_Prompt_. Print the listing from its top line through the line containing "string; selected?: boolean;", nothing more, and leave out the pictures.

_Data_.

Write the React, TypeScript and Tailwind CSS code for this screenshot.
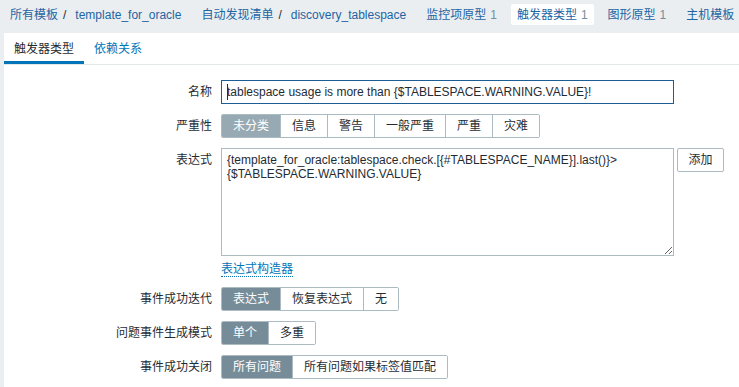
import React from "react";

type Opt = { label: string; selected?: boolean; selBg?: string };

function Group({ options }: { options: Opt[] }) {
  return (
    <div className="flex h-[24px] rounded-[2px] overflow-hidden border border-[#acbbc2]">
      {options.map((o, i) => (
        <div
          key={o.label}
          className={
            "flex items-center px-[11px] h-full whitespace-nowrap " +
            (i > 0 ? "border-l border-[#acbbc2] " : "") +
            (o.selected ? "text-white " : "bg-white text-[#1f2c33] ")
          }
          style={o.selected ? { backgroundColor: o.selBg || "#768d99" } : undefined}
        >
          {o.label}
        </div>
      ))}
    </div>
  );
}

function Row({ label, children, top }: { label: string; children: React.ReactNode; top?: boolean }) {
  return (
    <div className={"flex gap-[9px] " + (top ? "items-start" : "items-center")}>
      <div
        className={
          "w-[208px] shrink-0 text-right whitespace-nowrap " + (top ? "pt-[5px] leading-[14px]" : "leading-[24px]")
        }
      >
        {label}
      </div>
      <div className="flex items-start">{children}</div>
    </div>
  );
}

export default function App() {
  const expr =
    "{template_for_oracle:tablespace.check.[{#TABLESPACE_NAME}].last()}>{$TABLESPACE.WARNING.VALUE}";
  return (
    <div className="w-[739px] h-[387px] overflow-hidden bg-[#ebeef0] font-['Liberation_Sans','Noto_Sans_CJK_SC',sans-serif] text-[12px] text-[#1f2c33]">
      {/* header navigation */}
      <div className="h-[33px] flex items-start pt-[4px] whitespace-nowrap">
        <div className="flex items-center h-[21px] px-[10px] text-[#1d65a3]">
          <span>所有模板</span>
          <span className="ml-[5px] mr-[9px] text-[#1f2c33]">/</span>
          <span>template_for_oracle</span>
        </div>
        <div className="flex items-center h-[21px] px-[10px] text-[#1d65a3]">
          <span>自动发现清单</span>
          <span className="ml-[5px] mr-[9px] text-[#1f2c33]">/</span>
          <span>discovery_tablespace</span>
        </div>
        <div className="flex items-center h-[21px] px-[10px] text-[#1d65a3]">
          <span>监控项原型</span>
          <span className="ml-[4px] text-[#768d99]">1</span>
        </div>
        <div className="flex items-center h-[21px] mx-[4px] px-[6px] bg-white rounded-[2px] text-[#1d65a3]">
          <span>触发器类型</span>
          <span className="ml-[4px] text-[#768d99]">1</span>
        </div>
        <div className="flex items-center h-[21px] px-[10px] text-[#1d65a3]">
          <span>图形原型</span>
          <span className="ml-[4px] text-[#768d99]">1</span>
        </div>
        <div className="flex items-center h-[21px] px-[10px] text-[#1d65a3]">
          <span>主机模板</span>
        </div>
      </div>

      {/* panel */}
      <div className="ml-[4px] w-[800px] h-[354px] bg-white">
        <div className="flex h-[32px] border-b border-[#e3e8eb]">
          <div className="h-[31px] px-[10px] flex items-center border-b-[3px] border-[#0275b8] pt-[3px] text-[#1f2c33]">
            触发器类型
          </div>
          <div className="h-[31px] px-[10px] flex items-center pb-[0px] text-[#0275b8]">依赖关系</div>
        </div>

        <div className="pt-[15px] flex flex-col gap-[10px]">
          <Row label="名称">
            <div className="relative">
              <input
                readOnly
                value="tablespace usage is more than {$TABLESPACE.WARNING.VALUE}!"
                className="w-[453px] h-[24px] border border-[#1c5d94] px-[5px] text-[12px] text-[#1f2c33] outline-none bg-white"
              />
              <span className="absolute left-[6px] top-[4px] w-px h-[16px] bg-[#1f2c33]" />
            </div>
          </Row>

          <Row label="严重性">
            <Group
              options={[
                { label: "未分类", selected: true, selBg: "#97aab3" },
                { label: "信息" },
                { label: "警告" },
                { label: "一般严重" },
                { label: "严重" },
                { label: "灾难" },
              ]}
            />
          </Row>

          <Row label="表达式" top>
            <div className="flex flex-col items-start">
              <textarea
                readOnly
                value={expr}
                className="w-[453px] h-[108px] border border-[#acbbc2] px-[5px] py-[4px] leading-[14px] text-[12px] text-[#1f2c33] outline-none bg-white"
              />
              <span className="mt-[6px] leading-[14px] text-[#0275b8] border-b border-dotted border-[#0275b8]">
                表达式构造器
              </span>
            </div>
            <button className="ml-[3px] w-[47px] h-[24px] border border-[#acbbc2] rounded-[2px] bg-white text-[#1f2c33] text-[12px]">
              添加
            </button>
          </Row>

          <Row label="事件成功迭代">
            <Group options={[{ label: "表达式", selected: true }, { label: "恢复表达式" }, { label: "无" }]} />
          </Row>

          <Row label="问题事件生成模式">
            <Group options={[{ label: "单个", selected: true }, { label: "多重" }]} />
          </Row>

          <Row label="事件成功关闭">
            <Group options={[{ label: "所有问题", selected: true }, { label: "所有问题如果标签值匹配" }]} />
          </Row>
        </div>
      </div>
    </div>
  );
}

_Final result_.
Write the React, TypeScript and Tailwind CSS code for this screenshot.
import React from "react";

type Opt = { label: string; selected?: boolean; selBg?: string };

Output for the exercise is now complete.